### EXERCISE
Output the material beneath this task exactly, images excluded.

■ ■ ■

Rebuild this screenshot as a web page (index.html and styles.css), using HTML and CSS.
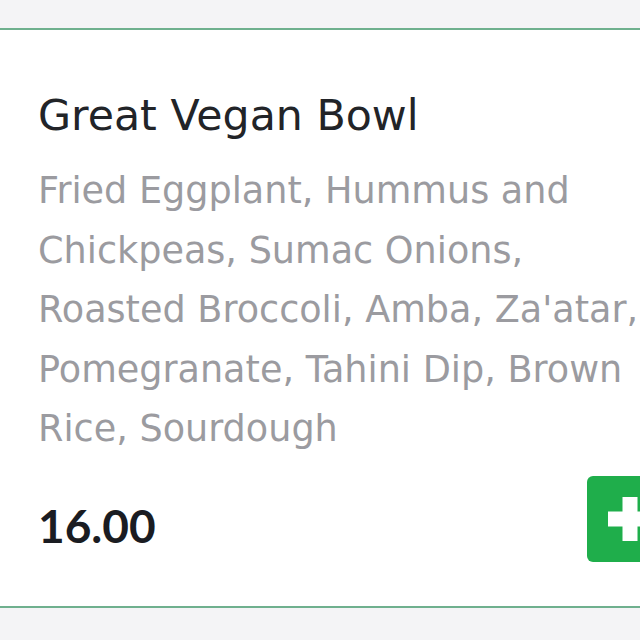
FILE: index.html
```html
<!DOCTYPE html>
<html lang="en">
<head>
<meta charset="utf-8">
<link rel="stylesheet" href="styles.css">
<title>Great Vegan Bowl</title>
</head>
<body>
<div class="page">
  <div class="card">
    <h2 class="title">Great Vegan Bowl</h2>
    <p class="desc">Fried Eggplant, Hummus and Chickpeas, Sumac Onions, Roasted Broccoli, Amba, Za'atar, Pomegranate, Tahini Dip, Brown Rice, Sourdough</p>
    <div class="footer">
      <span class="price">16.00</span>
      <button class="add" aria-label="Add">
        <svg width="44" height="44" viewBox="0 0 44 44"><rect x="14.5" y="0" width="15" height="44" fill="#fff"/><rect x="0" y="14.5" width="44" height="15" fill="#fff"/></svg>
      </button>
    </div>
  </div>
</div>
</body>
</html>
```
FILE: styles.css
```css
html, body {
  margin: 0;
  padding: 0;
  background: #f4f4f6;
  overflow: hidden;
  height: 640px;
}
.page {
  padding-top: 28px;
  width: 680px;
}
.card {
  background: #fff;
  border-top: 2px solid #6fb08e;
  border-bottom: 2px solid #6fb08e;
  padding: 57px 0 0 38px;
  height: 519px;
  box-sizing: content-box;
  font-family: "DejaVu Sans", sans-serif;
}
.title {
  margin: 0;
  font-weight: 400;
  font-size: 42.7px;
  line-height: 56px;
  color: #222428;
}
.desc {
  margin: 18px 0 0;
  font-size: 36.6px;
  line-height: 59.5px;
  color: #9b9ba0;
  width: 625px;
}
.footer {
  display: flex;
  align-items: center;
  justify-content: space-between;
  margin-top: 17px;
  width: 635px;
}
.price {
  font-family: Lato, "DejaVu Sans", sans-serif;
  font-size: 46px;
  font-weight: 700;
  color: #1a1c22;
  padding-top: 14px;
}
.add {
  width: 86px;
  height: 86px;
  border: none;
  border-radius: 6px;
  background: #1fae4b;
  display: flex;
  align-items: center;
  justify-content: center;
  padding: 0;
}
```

■ ■ ■

### SOLVED PROBLEM
Rebuild this screenshot as a web page (index.html and styles.css), using HTML and CSS.
FILE: index.html
```html
<!DOCTYPE html>
<html lang="en">
<head>
<meta charset="utf-8">
<link rel="stylesheet" href="styles.css">
<title>Great Vegan Bowl</title>
</head>
<body>
<div class="page">
  <div class="card">
    <h2 class="title">Great Vegan Bowl</h2>
    <p class="desc">Fried Eggplant, Hummus and Chickpeas, Sumac Onions, Roasted Broccoli, Amba, Za'atar, Pomegranate, Tahini Dip, Brown Rice, Sourdough</p>
    <div class="footer">
      <span class="price">16.00</span>
      <button class="add" aria-label="Add">
        <svg width="44" height="44" viewBox="0 0 44 44"><rect x="14.5" y="0" width="15" height="44" fill="#fff"/><rect x="0" y="14.5" width="44" height="15" fill="#fff"/></svg>
      </button>
    </div>
  </div>
</div>
</body>
</html>
```
FILE: styles.css
```css
html, body {
  margin: 0;
  padding: 0;
  background: #f4f4f6;
  overflow: hidden;
  height: 640px;
}
.page {
  padding-top: 28px;
  width: 680px;
}
.card {
  background: #fff;
  border-top: 2px solid #6fb08e;
  border-bottom: 2px solid #6fb08e;
  padding: 57px 0 0 38px;
  height: 519px;
  box-sizing: content-box;
  font-family: "DejaVu Sans", sans-serif;
}
.title {
  margin: 0;
  font-weight: 400;
  font-size: 42.7px;
  line-height: 56px;
  color: #222428;
}
.desc {
  margin: 18px 0 0;
  font-size: 36.6px;
  line-height: 59.5px;
  color: #9b9ba0;
  width: 625px;
}
.footer {
  display: flex;
  align-items: center;
  justify-content: space-between;
  margin-top: 17px;
  width: 635px;
}
.price {
  font-family: Lato, "DejaVu Sans", sans-serif;
  font-size: 46px;
  font-weight: 700;
  color: #1a1c22;
  padding-top: 14px;
}
.add {
  width: 86px;
  height: 86px;
  border: none;
  border-radius: 6px;
  background: #1fae4b;
  display: flex;
  align-items: center;
  justify-content: center;
  padding: 0;
}
```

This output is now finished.